__INSTRUCTIONS FOR THE TASK__
Give only the number of lines in the records below that contain the word "this".

Begin PROVIDED RECORDS

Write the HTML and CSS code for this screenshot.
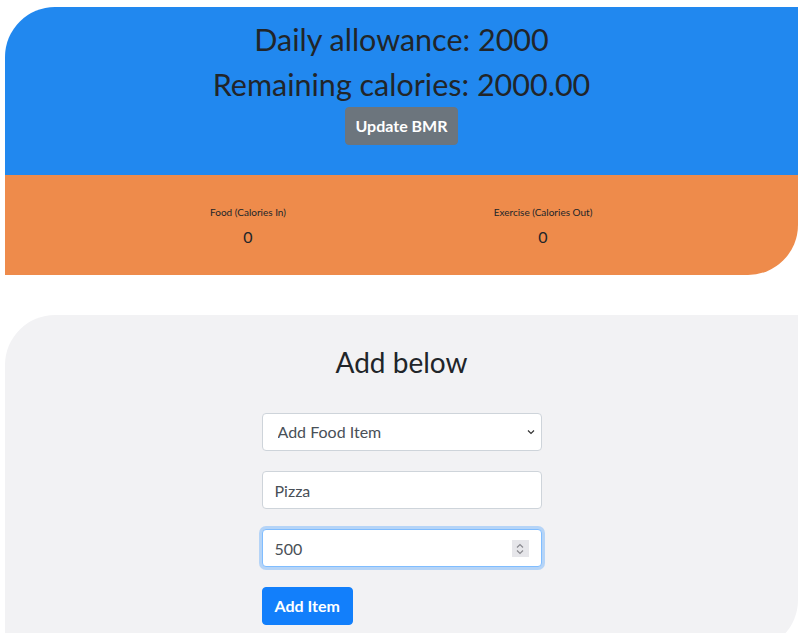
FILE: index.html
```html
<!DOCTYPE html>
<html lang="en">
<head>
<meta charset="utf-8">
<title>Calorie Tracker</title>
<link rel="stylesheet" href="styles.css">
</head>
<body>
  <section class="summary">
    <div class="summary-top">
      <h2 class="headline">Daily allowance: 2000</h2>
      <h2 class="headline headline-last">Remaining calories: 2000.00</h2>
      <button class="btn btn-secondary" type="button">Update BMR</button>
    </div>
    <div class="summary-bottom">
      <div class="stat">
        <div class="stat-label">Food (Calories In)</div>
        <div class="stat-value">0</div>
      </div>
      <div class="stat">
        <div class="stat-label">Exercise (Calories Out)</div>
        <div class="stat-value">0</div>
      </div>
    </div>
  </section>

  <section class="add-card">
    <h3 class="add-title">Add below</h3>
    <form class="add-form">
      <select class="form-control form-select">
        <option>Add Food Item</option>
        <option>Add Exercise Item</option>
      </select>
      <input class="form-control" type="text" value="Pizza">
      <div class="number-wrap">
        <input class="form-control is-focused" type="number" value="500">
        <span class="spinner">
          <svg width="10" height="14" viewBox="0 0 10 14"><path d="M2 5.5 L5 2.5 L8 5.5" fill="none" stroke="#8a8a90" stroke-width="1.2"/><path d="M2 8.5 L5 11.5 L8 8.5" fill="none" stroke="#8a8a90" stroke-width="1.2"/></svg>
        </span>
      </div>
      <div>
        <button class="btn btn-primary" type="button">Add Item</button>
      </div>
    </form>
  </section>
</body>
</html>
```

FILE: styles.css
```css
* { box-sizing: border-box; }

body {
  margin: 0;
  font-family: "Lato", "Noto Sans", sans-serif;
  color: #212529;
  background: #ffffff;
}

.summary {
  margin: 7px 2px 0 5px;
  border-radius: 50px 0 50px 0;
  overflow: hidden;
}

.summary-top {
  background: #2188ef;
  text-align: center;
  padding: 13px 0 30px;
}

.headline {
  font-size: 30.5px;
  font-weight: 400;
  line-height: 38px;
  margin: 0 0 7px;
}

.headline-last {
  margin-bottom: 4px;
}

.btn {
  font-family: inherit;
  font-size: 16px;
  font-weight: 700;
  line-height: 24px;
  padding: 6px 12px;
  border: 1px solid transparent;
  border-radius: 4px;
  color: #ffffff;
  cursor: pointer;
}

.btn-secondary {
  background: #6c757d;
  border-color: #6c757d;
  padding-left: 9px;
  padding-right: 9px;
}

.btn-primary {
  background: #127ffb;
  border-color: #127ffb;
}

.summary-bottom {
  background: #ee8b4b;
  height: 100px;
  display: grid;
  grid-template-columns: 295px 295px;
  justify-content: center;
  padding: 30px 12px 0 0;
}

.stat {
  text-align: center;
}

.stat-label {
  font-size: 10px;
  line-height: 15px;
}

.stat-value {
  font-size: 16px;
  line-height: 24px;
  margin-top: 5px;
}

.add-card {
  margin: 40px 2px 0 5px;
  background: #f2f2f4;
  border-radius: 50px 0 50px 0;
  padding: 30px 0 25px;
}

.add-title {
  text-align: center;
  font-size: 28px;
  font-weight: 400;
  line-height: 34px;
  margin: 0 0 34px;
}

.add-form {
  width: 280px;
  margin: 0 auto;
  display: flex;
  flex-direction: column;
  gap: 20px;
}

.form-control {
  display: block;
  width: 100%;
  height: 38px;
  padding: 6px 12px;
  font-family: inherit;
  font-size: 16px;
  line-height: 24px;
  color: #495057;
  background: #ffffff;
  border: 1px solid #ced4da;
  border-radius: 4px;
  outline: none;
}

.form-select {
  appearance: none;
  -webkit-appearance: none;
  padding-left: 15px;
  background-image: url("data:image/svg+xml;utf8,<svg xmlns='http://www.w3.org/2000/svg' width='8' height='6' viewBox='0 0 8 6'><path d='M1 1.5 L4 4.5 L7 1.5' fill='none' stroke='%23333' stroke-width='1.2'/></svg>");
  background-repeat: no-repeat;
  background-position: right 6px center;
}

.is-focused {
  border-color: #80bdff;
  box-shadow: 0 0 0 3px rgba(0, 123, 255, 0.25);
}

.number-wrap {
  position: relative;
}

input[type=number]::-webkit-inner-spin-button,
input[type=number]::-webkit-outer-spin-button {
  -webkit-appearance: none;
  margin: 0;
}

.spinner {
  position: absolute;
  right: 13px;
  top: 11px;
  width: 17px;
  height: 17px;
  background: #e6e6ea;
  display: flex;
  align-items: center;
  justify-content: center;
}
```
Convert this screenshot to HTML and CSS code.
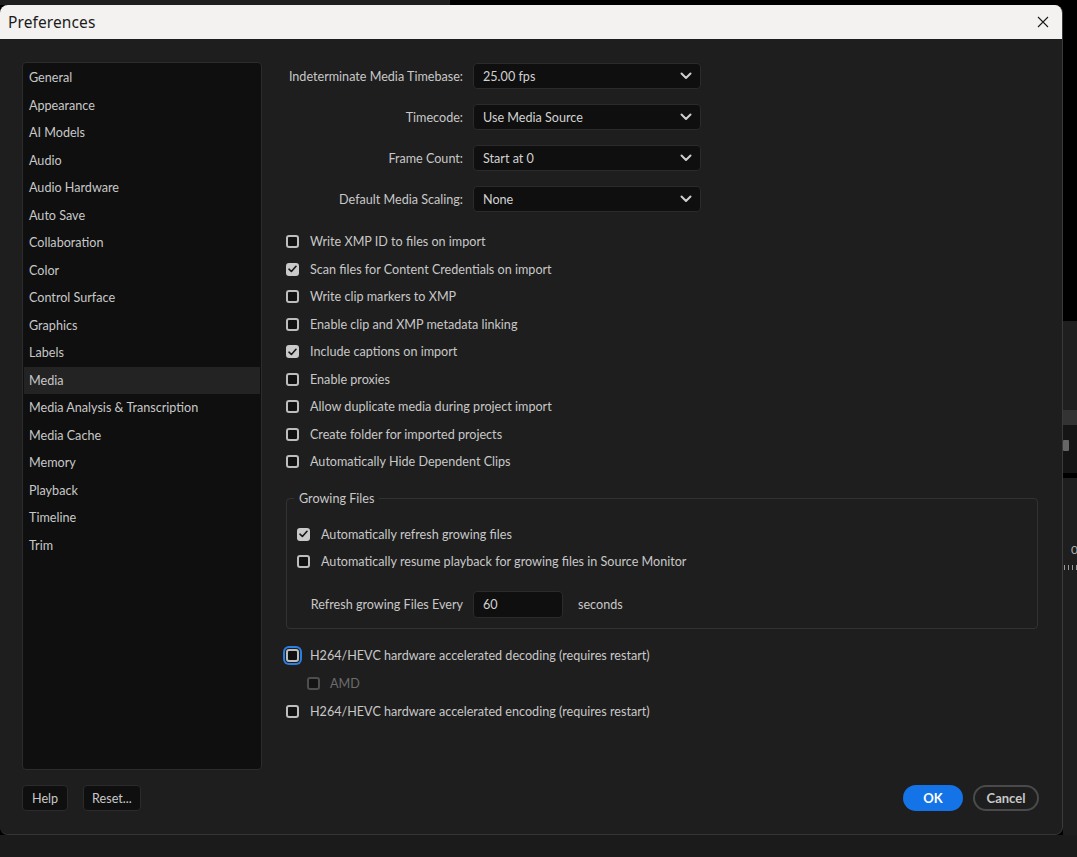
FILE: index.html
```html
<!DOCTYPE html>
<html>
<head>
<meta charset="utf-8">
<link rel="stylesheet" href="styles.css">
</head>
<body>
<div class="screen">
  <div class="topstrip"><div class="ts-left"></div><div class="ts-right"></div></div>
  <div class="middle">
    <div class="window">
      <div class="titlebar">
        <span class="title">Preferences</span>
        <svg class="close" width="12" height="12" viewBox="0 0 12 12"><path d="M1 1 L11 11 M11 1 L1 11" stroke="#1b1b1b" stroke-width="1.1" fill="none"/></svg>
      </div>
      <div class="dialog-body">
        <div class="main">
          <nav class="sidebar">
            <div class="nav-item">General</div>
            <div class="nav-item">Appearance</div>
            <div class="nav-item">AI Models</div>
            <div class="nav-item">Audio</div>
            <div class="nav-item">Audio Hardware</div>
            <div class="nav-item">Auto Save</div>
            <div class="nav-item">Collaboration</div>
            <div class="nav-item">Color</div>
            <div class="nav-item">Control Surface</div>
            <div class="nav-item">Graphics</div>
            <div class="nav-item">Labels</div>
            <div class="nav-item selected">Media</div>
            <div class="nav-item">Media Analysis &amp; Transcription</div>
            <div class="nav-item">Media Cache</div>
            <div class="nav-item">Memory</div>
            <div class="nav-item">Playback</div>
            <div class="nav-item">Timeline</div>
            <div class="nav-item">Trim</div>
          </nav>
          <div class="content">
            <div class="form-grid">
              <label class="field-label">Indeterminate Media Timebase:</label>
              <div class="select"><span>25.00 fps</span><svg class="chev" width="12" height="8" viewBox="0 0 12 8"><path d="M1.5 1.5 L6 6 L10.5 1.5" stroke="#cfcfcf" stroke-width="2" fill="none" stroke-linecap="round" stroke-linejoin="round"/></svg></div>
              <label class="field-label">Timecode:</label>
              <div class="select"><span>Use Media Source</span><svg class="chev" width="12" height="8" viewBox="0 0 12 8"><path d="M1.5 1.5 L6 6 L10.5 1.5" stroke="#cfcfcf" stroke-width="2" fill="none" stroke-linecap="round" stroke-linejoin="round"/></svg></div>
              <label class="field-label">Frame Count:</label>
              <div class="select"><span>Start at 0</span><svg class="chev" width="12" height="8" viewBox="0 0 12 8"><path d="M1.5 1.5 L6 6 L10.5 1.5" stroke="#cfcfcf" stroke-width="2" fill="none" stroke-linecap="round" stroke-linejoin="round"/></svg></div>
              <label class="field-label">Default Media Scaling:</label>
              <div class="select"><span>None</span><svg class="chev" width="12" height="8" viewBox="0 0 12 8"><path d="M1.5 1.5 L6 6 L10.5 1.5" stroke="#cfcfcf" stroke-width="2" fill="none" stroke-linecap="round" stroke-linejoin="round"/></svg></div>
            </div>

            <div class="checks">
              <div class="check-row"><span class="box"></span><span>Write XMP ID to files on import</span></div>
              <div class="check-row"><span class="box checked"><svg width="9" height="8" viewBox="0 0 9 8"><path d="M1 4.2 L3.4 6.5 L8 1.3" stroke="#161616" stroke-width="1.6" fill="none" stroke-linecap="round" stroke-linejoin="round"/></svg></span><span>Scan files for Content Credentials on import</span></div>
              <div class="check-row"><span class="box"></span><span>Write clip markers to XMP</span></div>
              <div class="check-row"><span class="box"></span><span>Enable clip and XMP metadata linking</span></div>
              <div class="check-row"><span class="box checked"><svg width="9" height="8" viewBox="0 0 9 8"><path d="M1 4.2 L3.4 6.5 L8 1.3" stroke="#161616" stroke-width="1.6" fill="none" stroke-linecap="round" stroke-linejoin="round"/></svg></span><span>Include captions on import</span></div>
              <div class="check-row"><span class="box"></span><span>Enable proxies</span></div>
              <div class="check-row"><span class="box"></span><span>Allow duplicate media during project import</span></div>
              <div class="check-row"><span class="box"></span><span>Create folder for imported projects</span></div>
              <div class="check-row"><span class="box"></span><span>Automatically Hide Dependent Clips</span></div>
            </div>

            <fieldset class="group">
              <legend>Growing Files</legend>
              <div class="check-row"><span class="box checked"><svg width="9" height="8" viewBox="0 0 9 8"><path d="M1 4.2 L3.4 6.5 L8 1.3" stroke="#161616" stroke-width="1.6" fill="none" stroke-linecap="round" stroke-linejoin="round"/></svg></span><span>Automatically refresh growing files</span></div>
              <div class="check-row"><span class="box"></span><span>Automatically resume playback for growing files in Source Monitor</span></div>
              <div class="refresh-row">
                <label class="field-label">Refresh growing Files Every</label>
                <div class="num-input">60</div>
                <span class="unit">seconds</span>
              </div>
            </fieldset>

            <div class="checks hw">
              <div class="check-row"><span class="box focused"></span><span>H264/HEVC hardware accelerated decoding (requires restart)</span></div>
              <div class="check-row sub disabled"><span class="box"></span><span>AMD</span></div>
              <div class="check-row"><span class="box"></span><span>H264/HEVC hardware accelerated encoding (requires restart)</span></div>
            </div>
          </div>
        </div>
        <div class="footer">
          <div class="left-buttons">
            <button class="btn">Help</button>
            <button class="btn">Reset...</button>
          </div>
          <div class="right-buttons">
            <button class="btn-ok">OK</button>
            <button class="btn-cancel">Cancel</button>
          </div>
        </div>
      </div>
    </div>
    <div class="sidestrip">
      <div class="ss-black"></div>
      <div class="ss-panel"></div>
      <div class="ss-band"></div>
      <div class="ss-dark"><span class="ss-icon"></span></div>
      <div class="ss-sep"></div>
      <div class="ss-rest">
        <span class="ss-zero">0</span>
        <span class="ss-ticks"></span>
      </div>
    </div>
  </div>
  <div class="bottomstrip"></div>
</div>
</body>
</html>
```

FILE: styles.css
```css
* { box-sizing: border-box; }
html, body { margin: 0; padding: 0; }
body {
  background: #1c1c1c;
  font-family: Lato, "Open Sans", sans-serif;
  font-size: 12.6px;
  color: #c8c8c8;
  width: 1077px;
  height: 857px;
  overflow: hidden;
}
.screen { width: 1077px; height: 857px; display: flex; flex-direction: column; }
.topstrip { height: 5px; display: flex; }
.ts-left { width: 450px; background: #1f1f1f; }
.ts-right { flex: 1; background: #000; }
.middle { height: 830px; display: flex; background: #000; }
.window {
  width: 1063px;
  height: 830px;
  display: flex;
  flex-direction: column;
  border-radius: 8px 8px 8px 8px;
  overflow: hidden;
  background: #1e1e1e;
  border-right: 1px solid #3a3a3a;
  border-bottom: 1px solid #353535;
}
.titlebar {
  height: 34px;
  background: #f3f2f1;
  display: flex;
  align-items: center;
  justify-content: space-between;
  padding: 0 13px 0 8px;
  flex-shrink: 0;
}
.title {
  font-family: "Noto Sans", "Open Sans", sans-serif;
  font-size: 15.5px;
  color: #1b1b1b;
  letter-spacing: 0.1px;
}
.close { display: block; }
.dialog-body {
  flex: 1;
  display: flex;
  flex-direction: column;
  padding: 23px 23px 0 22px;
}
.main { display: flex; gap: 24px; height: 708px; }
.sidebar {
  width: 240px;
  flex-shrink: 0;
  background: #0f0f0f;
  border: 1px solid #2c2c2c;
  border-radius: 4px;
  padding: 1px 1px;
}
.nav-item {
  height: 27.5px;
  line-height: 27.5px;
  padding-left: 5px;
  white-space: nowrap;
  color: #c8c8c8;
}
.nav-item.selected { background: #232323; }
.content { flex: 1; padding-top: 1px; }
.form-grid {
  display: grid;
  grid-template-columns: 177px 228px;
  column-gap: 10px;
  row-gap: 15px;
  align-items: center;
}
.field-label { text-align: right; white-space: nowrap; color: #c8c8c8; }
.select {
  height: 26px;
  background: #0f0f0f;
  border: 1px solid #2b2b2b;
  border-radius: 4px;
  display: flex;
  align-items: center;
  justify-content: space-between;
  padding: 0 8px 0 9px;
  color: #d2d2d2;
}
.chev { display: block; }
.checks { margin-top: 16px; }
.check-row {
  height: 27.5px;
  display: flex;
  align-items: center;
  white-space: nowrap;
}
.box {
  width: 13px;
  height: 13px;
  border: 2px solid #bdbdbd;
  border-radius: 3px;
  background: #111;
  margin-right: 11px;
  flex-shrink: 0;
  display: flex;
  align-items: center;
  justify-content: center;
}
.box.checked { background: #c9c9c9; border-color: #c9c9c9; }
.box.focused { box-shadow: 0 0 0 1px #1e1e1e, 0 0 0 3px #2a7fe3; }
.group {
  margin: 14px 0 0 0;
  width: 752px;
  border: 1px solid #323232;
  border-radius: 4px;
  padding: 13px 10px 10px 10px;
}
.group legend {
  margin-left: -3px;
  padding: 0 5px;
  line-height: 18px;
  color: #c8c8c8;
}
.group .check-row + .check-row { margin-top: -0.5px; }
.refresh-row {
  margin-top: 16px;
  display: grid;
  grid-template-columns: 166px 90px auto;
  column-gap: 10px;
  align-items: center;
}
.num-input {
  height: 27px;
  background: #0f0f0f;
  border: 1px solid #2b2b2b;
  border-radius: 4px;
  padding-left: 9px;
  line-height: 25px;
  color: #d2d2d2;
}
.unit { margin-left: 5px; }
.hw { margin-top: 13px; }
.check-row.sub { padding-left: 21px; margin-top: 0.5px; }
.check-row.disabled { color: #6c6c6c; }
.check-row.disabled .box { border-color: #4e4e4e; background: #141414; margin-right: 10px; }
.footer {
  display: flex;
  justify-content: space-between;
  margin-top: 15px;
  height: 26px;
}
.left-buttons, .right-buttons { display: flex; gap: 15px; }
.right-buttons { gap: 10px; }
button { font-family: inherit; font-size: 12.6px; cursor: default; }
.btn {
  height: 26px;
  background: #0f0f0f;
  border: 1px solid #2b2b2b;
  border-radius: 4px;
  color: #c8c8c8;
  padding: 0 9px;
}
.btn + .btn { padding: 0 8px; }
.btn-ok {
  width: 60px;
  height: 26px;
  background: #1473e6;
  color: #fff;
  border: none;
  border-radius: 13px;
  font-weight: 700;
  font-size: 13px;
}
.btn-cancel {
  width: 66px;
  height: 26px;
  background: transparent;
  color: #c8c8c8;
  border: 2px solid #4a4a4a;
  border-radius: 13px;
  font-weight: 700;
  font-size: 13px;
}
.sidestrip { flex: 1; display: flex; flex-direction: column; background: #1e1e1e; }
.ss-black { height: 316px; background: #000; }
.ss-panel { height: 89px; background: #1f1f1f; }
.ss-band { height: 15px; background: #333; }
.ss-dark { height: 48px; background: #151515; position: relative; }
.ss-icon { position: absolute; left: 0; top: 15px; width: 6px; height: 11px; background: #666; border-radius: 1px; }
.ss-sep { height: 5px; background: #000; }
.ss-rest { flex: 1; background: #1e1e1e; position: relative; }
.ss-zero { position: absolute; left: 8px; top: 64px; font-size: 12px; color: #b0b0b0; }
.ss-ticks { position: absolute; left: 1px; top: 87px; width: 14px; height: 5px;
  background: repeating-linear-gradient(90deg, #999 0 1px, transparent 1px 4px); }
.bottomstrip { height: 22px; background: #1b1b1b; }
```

End PROVIDED RECORDS

__COMPLETE RESPONSE__
2